Abraham Abraham (March 9, 1843 – June 28, 1911) was an American businessman and the founder of the Brooklyn department store Abraham & Straus, founded 1865. The chain, which became part of Federated Department Stores, is now part of Macy's.

==Early life==
Abraham was born to a Jewish family, the son of Judah Abraham, a native of Bavaria who left in 1837 and married Sarah Sussman en route to the United States. Soon after arrival, Judah Abraham opened a store on Murray Street in New York. In 1843, Abraham Abraham was born. He had poor health, and wanted to be a violinist. During the Civil War, he ran away to Chicago to enlist, but was brought back by his father. At 14, he worked at Hart & Dettlebach of Newark, along with Simon Bloomingdale and Benjamin Altman for $1 a week.

==Career==
Abraham opened Wechsler & Abraham in Brooklyn in 1865 at 297 Fulton Street. The company later became Abraham & Straus.

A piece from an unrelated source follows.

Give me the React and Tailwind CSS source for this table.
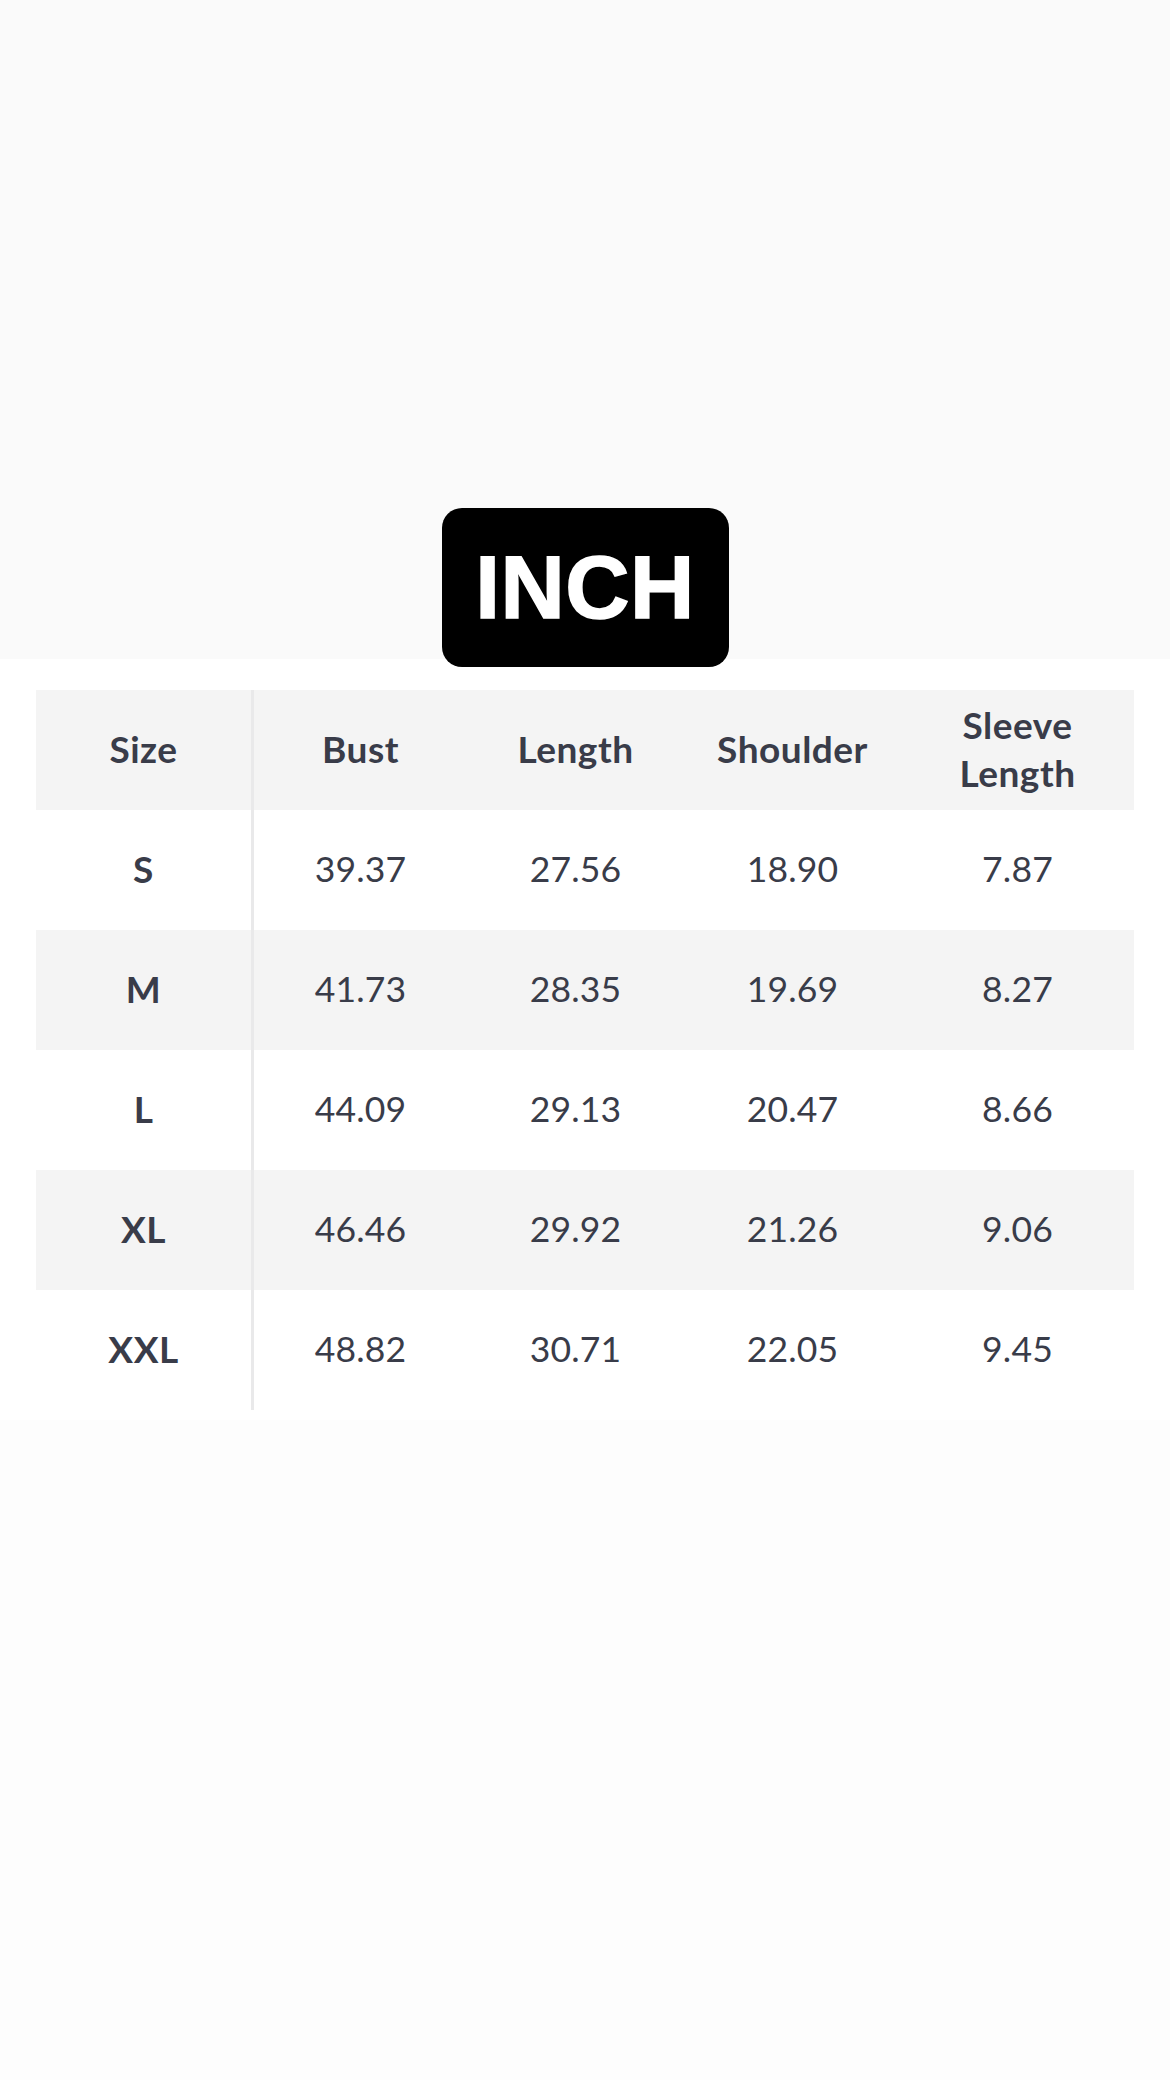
const headers = ['Size', 'Bust', 'Length', 'Shoulder', 'Sleeve Length'];

const rows = [
  ['S', '39.37', '27.56', '18.90', '7.87'],
  ['M', '41.73', '28.35', '19.69', '8.27'],
  ['L', '44.09', '29.13', '20.47', '8.66'],
  ['XL', '46.46', '29.92', '21.26', '9.06'],
  ['XXL', '48.82', '30.71', '22.05', '9.45'],
];

function Row({ cells, head, shaded }) {
  const bg = shaded ? 'bg-[#f4f4f4]' : 'bg-white';
  const txt = head
    ? 'font-bold text-[37px] tracking-[0.5px] leading-[48px]'
    : 'font-normal text-[35.5px] tracking-[0.2px]';
  return (
    <div className="grid grid-cols-[215px_3px_213px_217px_217px_233px] h-[120px]">
      <div className={`${bg} flex items-center justify-center text-center pb-[3px] font-bold text-[37px] tracking-[0.5px]`}>{cells[0]}</div>
      <div className="bg-[#e9e9ea]" />
      {cells.slice(1).map((c, i) => (
        <div key={i} className={`${bg} flex items-center justify-center text-center px-2 pb-[3px] ${txt}`}>
          {c === 'Sleeve Length' ? (
            <span>Sleeve<br />Length</span>
          ) : (
            c
          )}
        </div>
      ))}
    </div>
  );
}

export default function App() {
  return (
    <div className="w-[1170px] min-h-[2080px] bg-[#fdfdfd] font-['Lato','Liberation_Sans',sans-serif] text-[#393c49]">
      <div className="bg-[#fafafa] h-[659px] flex flex-col items-center">
        <div className="relative z-10 mt-[508px] w-[287px] h-[159px] shrink-0 rounded-[20px] bg-black flex items-center justify-center">
          <span className="font-['Liberation_Sans',Arial,sans-serif] font-bold text-white text-[89px] leading-none tracking-[0.5px] [-webkit-text-stroke:1.5px_white]">INCH</span>
        </div>
      </div>

      <div className="bg-white pt-[31px] pb-[10px] px-[36px]">
        <div>
          <Row cells={headers} head shaded />
          {rows.map((r, i) => (
            <Row key={r[0]} cells={r} shaded={i % 2 === 1} />
          ))}
        </div>
      </div>
    </div>
  );
}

He became a Brooklyn philanthropist, establishing the Brooklyn Jewish Hospital, among many other causes. In 1890, he commissioned a house, now demolished, at 800 St. Mark's Avenue in Brooklyn.

==Personal life==
Abraham married twice. In 1868, he married Isabella Hyams; she died in 1875. In 1882, he married Rose Epstein; they remained married until his death.
He had three children with his first wife and one with his second wife, Rose:
- Lillian Isabelle Abraham Rothschild (married to Simon F. Rothschild);
- Florence May Abraham Blum (married to Edward Charles Blum);
- Lawrence Emanuel Abraham; and
- Edith Abraham Straus (married to Percy Selden Straus, son of Isidor Straus).

His many notable descendants include grandson Donald B. Straus (son of his daughter Edith), an educator, author, and advisor; great-great-granddaughter Nina Rothschild Utne, a magazine publisher; great-great-grandson Peter A. Bradford, civil servant and nuclear power expert, and great-great-great-grandson Arthur Bradford, an author and director.

Abraham died on Cherry Island, near Alexandria Bay, New York.